Sideswipe: December 21: Witty signs gags in The Simpsons

Educational advice from The Simpsons.

DNR doesn't mean DNR

The Journal of General Internal Medicine reported that in October 2012 a 59-year-old man with diabetes, vascular disease, hypertension and high cholesterol was admitted to the hospital for a below-the-knee amputation due to chronic non-healing wounds of his lower extremity. A physical examination revealed a “D.N.R.” tattoo on his chest. Reviewing this the patient indicated that he would want resuscitative efforts initiated in the event of a cardiac or respiratory arrest. When asked why his tattoo conflicted with his wishes to be resuscitated, he explained that he had lost a bet playing poker while inebriated in his younger years; the loser had to tattoo “D.N.R.” across his chest.”

New religion

In Poland, the “Church of the Healthy Body” was recently founded. Members meet at a fitness club. And in Nottingham, England, members of the newly created Church of the 400 Rabbits gather at the 400 Rabbits tequila bar. The religions are a longshot strategy by businesses to avoid Covid restrictions. Because if they’re a church they might be able to stay open, whereas if they’re a fitness club or bar they’re closed. The Polish fitness club/church has already reported that the local police weren’t buying the rebranding.

Does it sing and dance?

Slow post

A reader writes: “On Saturday at about 5pm, we received in our letter box a letter – not postmarked, but dated December 8 – from Auckland Council. It warned of a rabbit shoot in the Waiatatarua Reserve on either December 16 or 17 and to keep our family pets inside on those nights. Quite how it takes NZ Post so long to get that mail to us, even at Christmas, is beyond me. The postal workers’ union would probably say it’s because they are woefully under-staffed.”

The Great Conjunction

From tonight, Jupiter and Saturn will align such that you can see them together in the same telescope, and even with the naked eye. It’s called The Great Conjunction.
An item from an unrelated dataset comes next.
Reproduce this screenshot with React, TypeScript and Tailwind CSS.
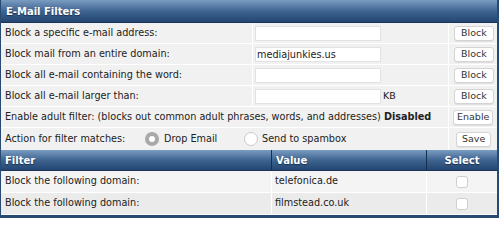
import React from "react";

const font = { fontFamily: '"DejaVu Sans", Verdana, sans-serif' };

function BarHead({ children, className = "" }: { children?: React.ReactNode; className?: string }) {
  return (
    <div
      className={`flex items-center bg-gradient-to-b from-[#7b9cc2] via-[#3f6591] to-[#234571] border-b border-[#1b3558] text-white font-bold text-[10px] [text-shadow:0_1px_1px_#1a2f4d] ${className}`}
    >
      {children}
    </div>
  );
}

function Btn({ label, pad = "px-[6px]" }: { label: string; pad?: string }) {
  return (
    <button className={`h-[15px] ${pad} rounded-[3px] bg-white border border-[#d4d4d4] text-[9.5px] leading-none text-[#333] shadow-[0_1px_0_#e0e0e0]`}>
      {label}
    </button>
  );
}

function TextBox({ value = "" }: { value?: string }) {
  return (
    <div className="w-[126px] h-[15px] bg-white border border-[#e2e2e2] text-[9.7px] leading-[13px] px-[1px] text-[#222]">
      {value}
    </div>
  );
}

const rows = [
  { label: "Block a specific e-mail address:", value: "" },
  { label: "Block mail from an entire domain:", value: "mediajunkies.us" },
  { label: "Block all e-mail containing the word:", value: "" },
  { label: "Block all e-mail larger than:", value: "", kb: true },
];

export default function App() {
  return (
    <div style={font} className="w-[500px] h-[218px] bg-white overflow-hidden">
      <div className="w-[499px] h-[218px] border-l border-r-2 border-b-[3px] border-[#274a73] flex flex-col text-[#222] text-[9.7px]">
        <BarHead className="h-[23px] pl-[5px] shrink-0">E-Mail Filters</BarHead>

        {rows.map((r, i) => (
          <div key={i} className="grid grid-cols-[251px_195px_1fr] gap-x-px bg-white h-[21px] border-b border-white">
            <div className="bg-[#f1f1f1] flex items-center pl-[4px]">{r.label}</div>
            <div className="bg-[#f1f1f1] flex items-center pl-[2px]">
              <TextBox value={r.value} />
              {r.kb && <span className="ml-[2px] text-[9.5px]">KB</span>}
            </div>
            <div className="bg-[#f1f1f1] flex items-center pl-[5px]">
              <Btn label="Block" />
            </div>
          </div>
        ))}

        <div className="grid grid-cols-[447px_1fr] gap-x-px bg-white h-[21px] border-b border-white">
          <div className="bg-[#f1f1f1] flex items-center pl-[4px] whitespace-nowrap">
            Enable adult filter: (blocks out common adult phrases, words, and addresses)&nbsp;<b>Disabled</b>
          </div>
          <div className="bg-[#f1f1f1] flex items-center pl-[4px]">
            <Btn label="Enable" pad="px-[3px]" />
          </div>
        </div>

        <div className="grid grid-cols-[447px_1fr] gap-x-px bg-white h-[22px]">
          <div className="bg-[#f1f1f1] flex items-center pl-[4px]">
            <span className="w-[140px]">Action for filter matches:</span>
            <span className="w-[14px] h-[14px] rounded-full bg-[#a9a9a9] flex items-center justify-center">
              <span className="w-[6px] h-[6px] rounded-full bg-white" />
            </span>
            <span className="ml-[5px] w-[80px]">Drop Email</span>
            <span className="w-[14px] h-[14px] rounded-full bg-white border border-[#c9c9c9]" />
            <span className="ml-[4px]">Send to spambox</span>
          </div>
          <div className="bg-[#f1f1f1] flex items-center pl-[7px]">
            <Btn label="Save" pad="px-[5px]" />
          </div>
        </div>

        <div className="grid grid-cols-[270px_154px_1fr] gap-x-px bg-[#16304f] h-[21px]">
          <BarHead className="pl-[4px]">Filter</BarHead>
          <BarHead className="pl-[4px]">Value</BarHead>
          <BarHead className="justify-center">Select</BarHead>
        </div>

        {[
          { f: "Block the following domain:", v: "telefonica.de", bg: "bg-[#f4f4f4]" },
          { f: "Block the following domain:", v: "filmstead.co.uk", bg: "bg-[#ebebeb]" },
        ].map((r, i) => (
          <div key={i} className="grid grid-cols-[270px_154px_1fr] gap-x-px bg-white h-[22px] border-b border-white">
            <div className={`${r.bg} flex items-center pl-[4px]`}>{r.f}</div>
            <div className={`${r.bg} flex items-center pl-[3px]`}>{r.v}</div>
            <div className={`${r.bg} flex items-center justify-center`}>
              <span className="w-[12px] h-[12px] rounded-[3px] bg-white border border-[#cfcfcf]" />
            </div>
          </div>
        ))}
      </div>
    </div>
  );
}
It should be viewable from most anywhere in the world. In the Southern Hemisphere look south and the best time to view will be 30 minutes to two hours after sunset. If it’s cloudy on the tonight, don’t worry. The 21st is just the date that they’re closest. But since the planets move so slowly across the sky it should allow for similar viewing in the several days after the 21st. The planets will appear pretty low in the sky so try to find a viewing location where you can see as much of the horizon as possible in the proper direction. Since there are several nights this will be visible it’s best to try early to find the right spot.